Desperately Seeking the Exit

Peter Michael Marino

Genre: Mainstream Theatre

Venue: The Austral – Red Room, Rundle Street, Adelaide

Festival:


Low Down

One night after smoking a bowl of weed, Peter Michael Marino decides to write a musical, combining the music of Blondie with the plot of the film Desperately Seeking Susan. After the American director drops out, the play is transferred over to an English cast and crew, and things start going rapidly south at the West End. From numerous cultural clashes to a rebelling cast, Marino’s dream smashes into bits in front of the spotlight, and he only survives the experience by being able to just self-deprecatingly laugh at it all.

Review

Peter Michael Marino, formerly a stage actor on Broadway, one night gets stoned and decides that what the world needs is a musical based on the film Desperately Seeking Susan interspersed with the music of Blondie. Even though Marino admits to having written the musical in a rushed fashion, it is noticed by some of the top showbiz people of Broadway, including the director of The Vagina Monologues, who owns a huge mansion that “vaginas built”. Marino still dreams of having his own “vagina house”, even as the big name American director drops out, and Debbie Harry of Blondie starts demanding a cut.

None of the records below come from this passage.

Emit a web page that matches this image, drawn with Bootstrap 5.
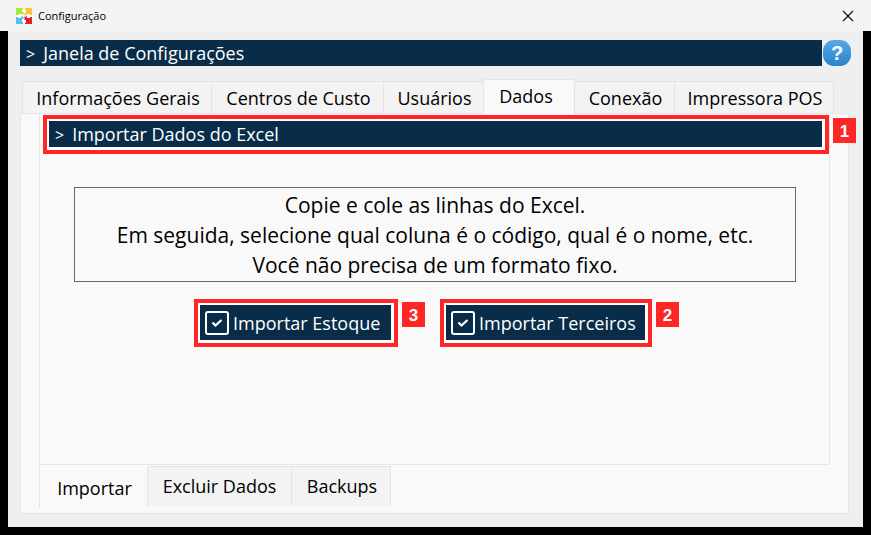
<!DOCTYPE html>
<html lang="pt-BR">
<head>
<meta charset="utf-8">
<meta name="viewport" content="width=device-width, initial-scale=1">
<title>Configuração</title>
<link href="https://cdn.jsdelivr.net/npm/bootstrap@5.3.0/dist/css/bootstrap.min.css" rel="stylesheet">
<style>
  :root { --navy: #092d49; --alert: #ff2626; --line: #e5e5e5; --pane: #f9f9f9; --tab: #f3f3f3; }
  body { background: #000; color: #000; font-family: "Open Sans", "Noto Sans", sans-serif; font-size: 18px; line-height: 26px; }
  .title-bar { background: #f3f3f3; height: 31px; padding: 0 16px; gap: 6px; }
  .title-bar h1 { font-size: 11px; line-height: 31px; }
  .close-btn { line-height: 0; }
  .window { background: #efefef; margin: 0 8px 8px; padding: 9px 14px 13px 12px; }
  .banner { background: var(--navy); color: #fff; font-size: 18px; line-height: 26px; height: 26px; padding-left: 6px; }
  .banner span { margin-right: 8px; font-size: 16px; }
  .heading-row { gap: 1px; margin-right: -2px; }
  .help-btn { width: 28px; height: 26px; border-radius: 11px; background: linear-gradient(#54a9ea, #2a82cb); color: #fff; font: bold 20px/26px "Liberation Sans", sans-serif; }
  .top-tabs { display: grid; grid-template-columns: 189fr 172fr 100fr 91fr 100fr 160fr; align-items: end; margin: 13px 15px -1px 2px; position: relative; }
  .tab-btn { background: var(--tab); border: 1px solid var(--line); border-right-width: 0; height: 33px; padding: 0 0 0 2px; color: #000; white-space: nowrap; }
  .tab-btn:last-child { border-right-width: 1px; }
  .top-tabs .active { background: var(--pane); border-bottom-color: var(--pane); height: 35px; padding: 0 6px 2px 0; }
  .outer-pane { background: var(--pane); border: 1px solid var(--line); padding: 0 18px 5px; }
  .inner-pane { border: 1px solid var(--line); border-top: 0; padding: 1px 0 117px 3px; }
  .marked { border: 4px solid var(--alert); background: #fff; padding: 2px; position: relative; }
  .marked-banner { padding-right: 3px; padding-bottom: 3px; }
  .step { position: absolute; top: -1px; left: calc(100% + 8px); width: 23px; height: 25px; background: var(--alert); color: #fff; font: bold 17px/27px "Liberation Sans", sans-serif; text-align: center; }
  .notice { border: 1px solid #666; margin: 33px 33px 17px 31px; padding: 2px 0 1px; font-size: 21px; line-height: 30px; text-align: center; }
  .actions { gap: 42px; padding-left: 151px; }
  .actions .marked { padding: 2px 3px 3px 2px; flex: 0 0 204px; }
  .actions .marked:last-child { flex-basis: 212px; }
  .action-btn { width: 100%; height: 35px; background: var(--navy); color: #fff; padding: 0 0 0 5px; gap: 4px; white-space: nowrap; }
  .bottom-tabs .tab-btn { height: 40px; margin-top: 1px; border-bottom: 0; flex: 0 0 100px; padding-bottom: 2px; }
  .bottom-tabs .tab-btn:nth-child(2) { flex-basis: 144px; padding-left: 0; }
  .bottom-tabs .active { background: var(--pane); height: 44px; margin-top: -1px; flex-basis: 108px; padding: 3px 0 0 2px; }
</style>
<script src="https://cdn.jsdelivr.net/npm/bootstrap@5.3.0/dist/js/bootstrap.bundle.min.js"></script>
</head>
<body>
<header class="title-bar d-flex align-items-center">
  <svg width="16" height="16" viewBox="0 0 16 16" aria-hidden="true">
    <path fill="#fff" d="M1 1h14v14H1z"/>
    <path fill="#a6ea33" d="M0 0h7v1.500H6v2.500h1.500V7H6V6H3v1H0z"/>
    <path fill="#ffc234" d="M9 0h7v7h-2V6h-3v1.500H8.500V5H10V2H9z"/>
    <path fill="#56c0ea" d="M0 9h2v1h3V8.500h2.500V11H6v3h1v2H0z"/>
    <path fill="#df2027" d="M8.500 8.500H11V10h3V9h2v7H9v-1h1v-3H8.500z"/>
  </svg>
  <h1 class="m-0 fw-normal">Configuração</h1>
  <button type="button" class="close-btn btn p-0 border-0 ms-auto" aria-label="Fechar">
    <svg width="14" height="12" viewBox="0 0 14 12" fill="none" stroke="#111" stroke-width="1.2"><path d="M2 1l10 10M12 1L2 11"/></svg>
  </button>
</header>
<main class="window">
  <div class="heading-row d-flex">
    <h2 class="banner flex-grow-1 m-0 fw-normal"><span>&gt;</span>Janela de Configurações</h2>
    <button type="button" class="help-btn border-0 p-0" aria-label="Ajuda">?</button>
  </div>
  <nav class="top-tabs" role="tablist" aria-label="Configurações">
    <button type="button" role="tab" class="tab-btn">Informações Gerais</button>
    <button type="button" role="tab" class="tab-btn">Centros de Custo</button>
    <button type="button" role="tab" class="tab-btn">Usuários</button>
    <button type="button" role="tab" class="tab-btn active" aria-selected="true">Dados</button>
    <button type="button" role="tab" class="tab-btn">Conexão</button>
    <button type="button" role="tab" class="tab-btn">Impressora POS</button>
  </nav>
  <section class="outer-pane">
    <div class="inner-pane">
      <div class="marked marked-banner">
        <h3 class="banner m-0 fw-normal"><span>&gt;</span>Importar Dados do Excel</h3>
        <span class="step">1</span>
      </div>
      <p class="notice">Copie e cole as linhas do Excel.<br>Em seguida, selecione qual coluna é o código, qual é o nome, etc.<br>Você não precisa de um formato fixo.</p>
      <div class="actions d-flex">
        <div class="marked">
          <button type="button" class="action-btn border-0 d-flex align-items-center">
            <svg width="24" height="24" viewBox="0 0 24 24" fill="none" stroke="#fff" aria-hidden="true"><rect x="1" y="1" width="22" height="22" rx="2" stroke-width="2"/><path d="M7.500 11.500l3 3 6-5.500" stroke-width="2.300"/></svg>
            Importar Estoque
          </button>
          <span class="step">3</span>
        </div>
        <div class="marked">
          <button type="button" class="action-btn border-0 d-flex align-items-center">
            <svg width="24" height="24" viewBox="0 0 24 24" fill="none" stroke="#fff" aria-hidden="true"><rect x="1" y="1" width="22" height="22" rx="2" stroke-width="2"/><path d="M7.500 11.500l3 3 6-5.500" stroke-width="2.300"/></svg>
            Importar Terceiros
          </button>
          <span class="step">2</span>
        </div>
      </div>
    </div>
    <nav class="bottom-tabs d-flex align-items-start" role="tablist" aria-label="Dados">
      <button type="button" role="tab" class="tab-btn active" aria-selected="true">Importar</button>
      <button type="button" role="tab" class="tab-btn">Excluir Dados</button>
      <button type="button" role="tab" class="tab-btn">Backups</button>
    </nav>
  </section>
</main>
</body>
</html>
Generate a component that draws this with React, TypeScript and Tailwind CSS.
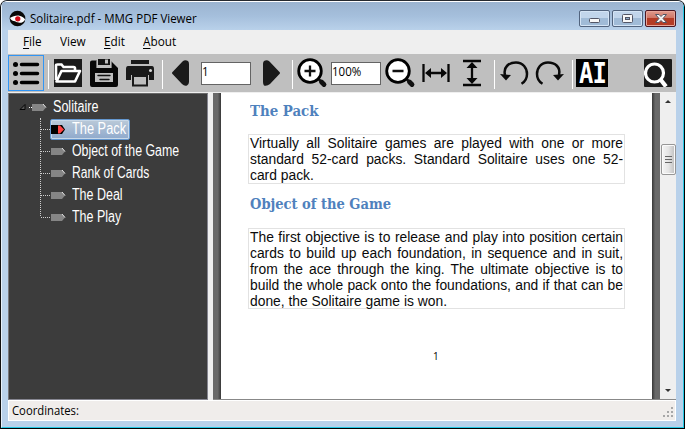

When the play is picked up by an English cast and crew and transferred over to the West End, there starts to be more demands on Marino’s time and patience. The director and the choreographer can’t work together, the English audiences are confounded by the American references and dialogue, the cast are predicting the show will “go down like the Titanic” and Marino is forever being asked to rewrite the script. Marino’s health suffers, both mentally and physically – this includes a graphic description of his internal hemorrhoids, aka “bleeding ass” – and the show is predictably a fiasco, barely lasting a month on the British version of Broadway.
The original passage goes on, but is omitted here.